“ The extension of the art of dwelling is the art of living.”
Charlotte Perriand was born in Paris, France to a tailor and a seamstress. Her high school art teacher noticed her drawing abilities early on, and her mother eventually encouraged her to enroll in the Ecole de L’Union Centrale de Arts Decoratifs (“School of the Central Union of Decorative Arts”) in 1920 to study furniture design until 1925. One of her noted teachers during this period was Art Deco interior designer Henri Rapin. Perriand continued her education through attending department store classes that provided design workshops. She also went to lectures by Maurice Dufrene, the studio director of ‘La Maitrise’ workshop. In 1925, her projects from schoolwork were selected to be a part of the Exposition Internationale des Arts Decortifs et Industriels Modernes.
“I’m for teamwork. I’m very interested in the life of houses. Everything is created from within, if you will – needs, gestures, a harmony, a euphoric arrangement, if possible, in relation to an environment.”
Charlotte Perriand had full membership of the avant-garde cultural movement which, from the first decades of the twentieth century, brought a profound change in aesthetic values and gave birth to a truly modern sensitivity towards everyday life. In this context, her specific contribution focuses on interior composition, conceived as creating a new way of living, still today at the heart of contemporary lifestyle.
In the sphere of twentieth century furnishing history, the advent of modernity made possible the entrepreneurial audacity of this true reformer of interior design. At the beginning of her professional career, she was acclaimed by critics for her Bar under the roof, exhibited at the Salon d’Automne in 1927 and constructed entirely in nickel-plated copper and anodized aluminum. In the same year, when she was just twenty-four years old, she began a decade-long collaboration with Le Corbusier and Pierre Jeanneret, at the famous design studios at 35, rue de Sèvres in Paris.
Her presence in the Le Corbusier studio is visible in all the furnishings she designed with him and with Pierre Jeanneret: and so Charlotte Perriand becomes a cornerstone in the reformation project promoted by the architect, adding a distinct dimension of humaneness to the often cold rationalism of Le Corbusier. In her creations she manages to animate the fundamental substance of daily life with new aesthetic values: in particular her talent and intuition in the discovery and use of new materials manifest themselves to their full extent.
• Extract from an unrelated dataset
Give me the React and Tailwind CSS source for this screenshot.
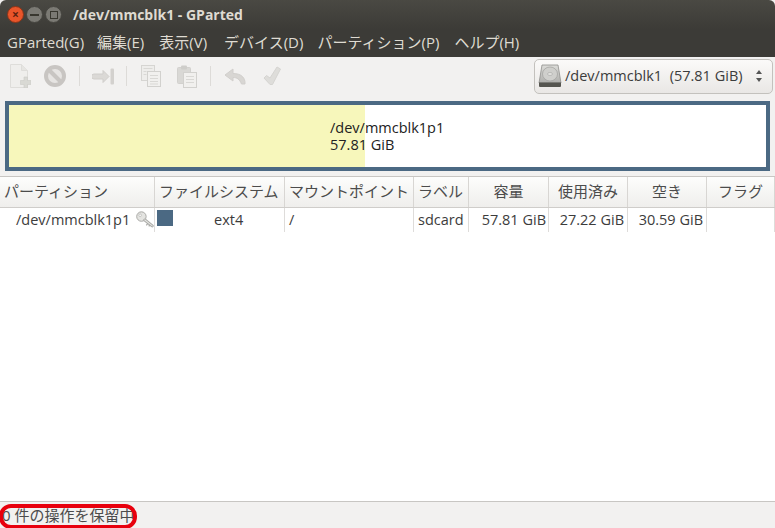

In 1928, she designed three chairs from Corbusier’s principles that the chair was a “machine for sitting,” and that each of the three would accommodate different positions for different tasks. At Corbusier’s request a chair was made for conversation: the B301 sling back chair; another for relaxation: the C2 Grand Confort chair; and the last for sleeping: the LC4 chaise longue.
” There is one thing I never did and that was flirt. That is, I didn’t ‘dabble,’ I created and produced, and my job was important.”
The ten-year long collaboration with Le Corbusier and Pierre Jeanneret, and her Japanese experience, represent periods of intense creative effervescence in the life of the artist. During her long stay in the Far East (1940-1946), she reveals her artistic talent to the full, through a reinterpretation of the reality of life to echo both tradition and modernity. She traveled to Japan as an official advisor for industrial design to the Ministry for Trade and Industry. While in Japan, she advised the government on raising the standards of design in Japanese industry to develop products for the West. By way of example, worthy of mention are the furnishings produced using traditional bamboo processing techniques, capable of enhancing the new forms already experimented using steel-tubing.
The story of the Tokyo chaise lounge is a story of travel, of dreams, of conversations between one way of seeing and thinking about the world and another. Bringing the soft, considered touch of her hand and feel for the Orient to the technologically refined design, Perriand pulled back from the harsh edges of modernism and re-engaged with the natural world. She managed to achieve not just a balance, but a deep synergy of culture and nature.
The ski resorts at Les Arcs in Savoie was her masterpiece, and combined Perriand’s interests in prefabrication, standardization, industrialization, mountain architecture, and has been called the climax of her career. Since guests would spend most of their time outdoors, Perriand designed minimal rooms, the minimal cell style being a hallmark of her design. Instead, the buildings have great spaces that are open the nature and the elements.
Charlotte Perriand was woman of boundless design fluency, she was a master of translation, tirelessly working to transform her experiences of the world, through design, into visions of contemporary living. Architect, artist, traveler, designer, and urban planner, Perriand moved across scales, using her travel photography as a form of designerly-research, informing her projects. She died three days after her 96th birthday in 1999.